NASA’s Messenger Spacecraft Snaps Pics of Ice on Planet Mercury

NASA’s Messenger spacecraft has taken the first pictures of ice frozen in dark spots on Mercury, the planet closest to the sun.
NASA’s Messenger Spacecraft Snaps Pics of Ice on Planet Mercury
A depiction of the Messenger spacecraft is shown viewing the Rachmaninoff basin. Both the monochrome and enhanced color views of Mercury were obtained during Messenger's third Mercury flyby. (NASA/Johns Hopkins University Applied Physics Laboratory/Carnegie Institution of Washington)
10/18/2014
Updated:
10/18/2014

NASA’s Messenger spacecraft has taken the first pictures of ice frozen in dark spots on Mercury, the planet closest to the sun.

The probe, which has orbited Mercury since 2011, snapped shots of water ice and other frozen volatile materials in permanently shadowed craters near the planet’s north pole.

The images provide clues as to when ice formed on Mercury and how it has evolved, according to a study published in the journal Geology. That, in turn, is expected to help scientists figure out more about how water came to other planetary bodies, including Earth and the moon.

“One of the big questions we’ve been grappling with is ‘When did Mercury’s water ice deposits show up?’ Are they billions of years old, or were they emplaced only recently?” says lead author Nancy Chabot, , instrument scientist for MESSENGER’s Mercury Dual Imaging System and a planetary scientist at the Johns Hopkins University Applied Physics Laboratory.

“Understanding the age of these deposits has implications for understanding the delivery of water to all the terrestrial planets, including Earth.”

Extreme Temperatures

Mercury is not the hottest planet in the solar system—that honor goes to Venus—but temperatures on the “day” side facing the sun do rise to about 800 degrees Fahrenheit.

But with scarcely any atmosphere to trap heat, the planet plunges to around minus-300 degrees at night. Because the planet rotates around an axis that is not tilted like Earth’s, the sun is never high in the sky at the poles, and some parts of craters never see sunlight at all.

Two decades ago, images from Earth-based radar first revealed the frozen polar deposits, believed to be water ice. That was later confirmed by Messenger—even before the new pictures—with a combination of neutron spectrometry, thermal modeling, and infrared reflectometry.

“But along with confirming the earlier idea, there is a lot new to be learned by seeing the deposits” in the new visible light photos, Chabot says.

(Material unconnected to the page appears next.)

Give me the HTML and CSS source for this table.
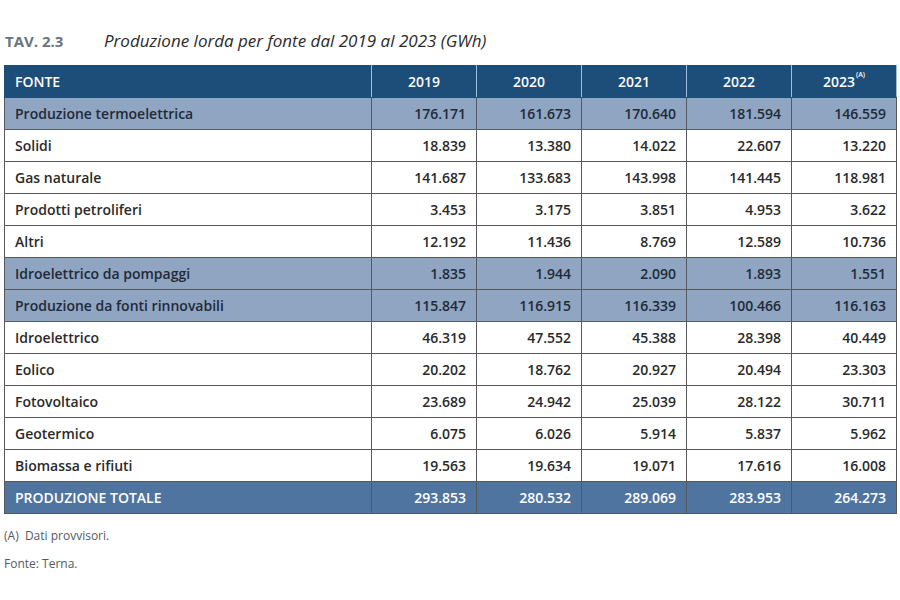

Prokofiev, named in August 2012 for the Russian composer, is the largest crater in Mercury's north polar region to host radar-bright material. (NASA/Johns Hopkins University Applied Physics Laboratory/Carnegie Institution of Washington)
Prokofiev, named in August 2012 for the Russian composer, is the largest crater in Mercury's north polar region to host radar-bright material. (NASA/Johns Hopkins University Applied Physics Laboratory/Carnegie Institution of Washington)

 

The Largest Crater

Beginning in 2012, scientists began looking for ice with the broadband clear filter of MDIS’s wide-angle camera. Although the polar ice deposits are in permanent shadow in the depths of craters, the camera was able to obtain images using very low levels of light scattered from illuminated crater walls. “It worked in spectacular fashion,” Chabot says.

The team zeroed in on Prokofiev, the largest crater in Mercury’s north polar region known to contain radar-bright material.

“Those images show extensive regions with distinctive reflectance properties,” Chabot says. Analysis revealed a texture indicating that the ice is younger than underlying craters.

Water ice is also present elsewhere near the pole, covered by a thin layer of dark material believed to be frozen organic-rich compounds. In images of those areas, the dark deposits display sharp boundaries.

“This result was a little surprising, because sharp boundaries indicate that the volatile deposits at Mercury’s poles are geologically young,” Chabot says.

Why Is It Different?

Overall, the images indicate that Mercury’s polar deposits either were first delivered to the planet relatively recently or are regularly restored at the surface through some ongoing process. The images also reveal a noteworthy distinction between the moon and Mercury, one that may shed additional light on the age of the frozen deposits.

“The moon’s polar regions—which also have areas of permanent shadows and are actually colder—look different,” Chabot says.

One explanation could be that the ice on Mercury is newer. If that newer ice comes from the most recent action in a longer ongoing process, then, the published study says, “a considerable mass of volatiles may have been delivered to the inner solar system throughout its history.”

“That’s a key question,” Chabot says. “Because if you can understand why one body looks one way and another looks different, you gain insight into the process that’s behind it, which in turn is tied to the age and distribution of water ice in the solar system. This will be a very interesting line of inquiry going forward.”

Messenger—an acronym for Mercury Surface, Space Environment, Geochemistry and Ranging—is the first space probe to orbit the planet closest to the sun. It was launched in August 2004 and entered Mercury orbit on March 18, 2011.

The Johns Hopkins University Applied Physics Laboratory built Messenger and manages its mission for NASA.